● Task data:
○ ○ ○

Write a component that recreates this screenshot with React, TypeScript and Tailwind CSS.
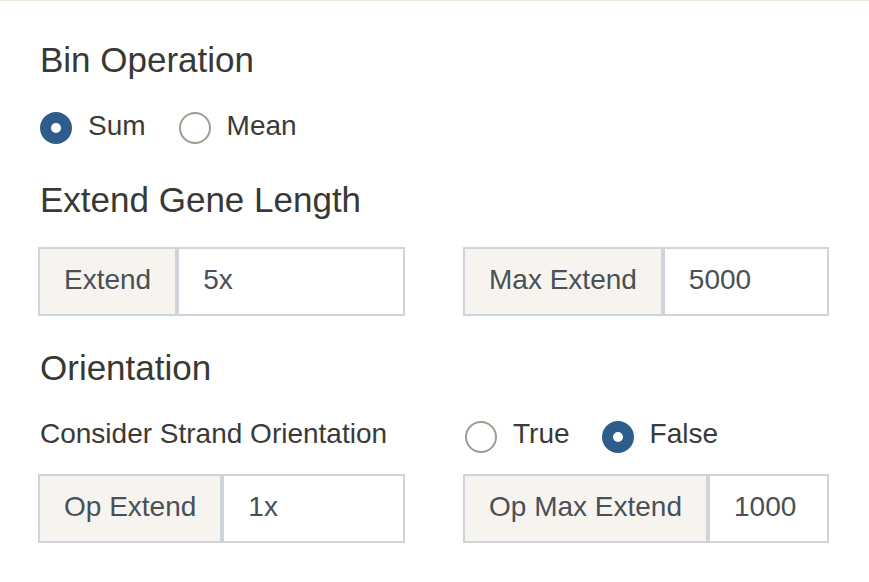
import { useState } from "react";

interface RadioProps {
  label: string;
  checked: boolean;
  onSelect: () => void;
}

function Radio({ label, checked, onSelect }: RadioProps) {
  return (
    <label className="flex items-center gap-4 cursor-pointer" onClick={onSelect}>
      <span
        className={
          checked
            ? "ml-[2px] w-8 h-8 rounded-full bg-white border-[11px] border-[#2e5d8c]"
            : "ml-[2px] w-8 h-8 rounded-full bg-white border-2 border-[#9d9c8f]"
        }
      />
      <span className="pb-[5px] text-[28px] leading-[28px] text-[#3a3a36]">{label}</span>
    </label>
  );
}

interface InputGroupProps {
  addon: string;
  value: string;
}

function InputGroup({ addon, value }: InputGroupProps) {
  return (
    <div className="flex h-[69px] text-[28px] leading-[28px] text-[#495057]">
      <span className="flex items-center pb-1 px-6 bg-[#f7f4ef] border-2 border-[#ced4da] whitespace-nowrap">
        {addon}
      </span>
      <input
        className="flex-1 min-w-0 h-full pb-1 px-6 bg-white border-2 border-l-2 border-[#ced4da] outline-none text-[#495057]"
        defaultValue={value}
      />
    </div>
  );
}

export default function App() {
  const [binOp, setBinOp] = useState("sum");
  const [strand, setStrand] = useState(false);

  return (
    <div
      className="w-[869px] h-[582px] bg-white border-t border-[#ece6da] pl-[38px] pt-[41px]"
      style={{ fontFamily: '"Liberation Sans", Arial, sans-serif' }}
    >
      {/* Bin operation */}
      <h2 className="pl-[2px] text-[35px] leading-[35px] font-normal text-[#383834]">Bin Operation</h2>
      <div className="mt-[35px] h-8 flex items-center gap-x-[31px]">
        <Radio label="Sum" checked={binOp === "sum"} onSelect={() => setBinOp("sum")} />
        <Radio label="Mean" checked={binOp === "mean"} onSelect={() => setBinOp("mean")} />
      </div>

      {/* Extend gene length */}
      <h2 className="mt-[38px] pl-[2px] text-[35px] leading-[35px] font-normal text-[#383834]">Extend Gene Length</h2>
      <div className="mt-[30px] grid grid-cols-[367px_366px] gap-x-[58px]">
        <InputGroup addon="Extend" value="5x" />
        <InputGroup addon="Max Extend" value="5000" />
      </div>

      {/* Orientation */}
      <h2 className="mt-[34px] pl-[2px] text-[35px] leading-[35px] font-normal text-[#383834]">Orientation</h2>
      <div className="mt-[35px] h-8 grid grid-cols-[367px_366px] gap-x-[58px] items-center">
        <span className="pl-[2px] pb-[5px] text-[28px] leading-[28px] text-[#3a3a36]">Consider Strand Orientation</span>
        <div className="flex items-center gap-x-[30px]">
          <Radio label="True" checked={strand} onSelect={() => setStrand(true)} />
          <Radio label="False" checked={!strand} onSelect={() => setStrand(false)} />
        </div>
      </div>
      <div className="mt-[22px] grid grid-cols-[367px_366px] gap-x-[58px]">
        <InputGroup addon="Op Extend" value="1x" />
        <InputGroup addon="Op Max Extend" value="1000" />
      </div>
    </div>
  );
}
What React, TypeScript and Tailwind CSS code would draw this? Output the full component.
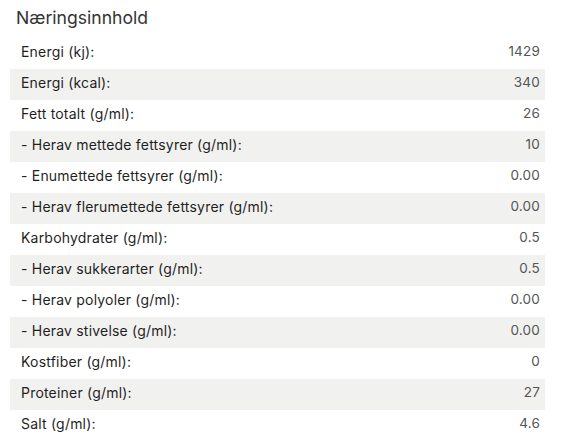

○ ○ ○

● What to work on:
Supply the count of lines in the entries that contain the word "this", and nothing besides.

● Output:
2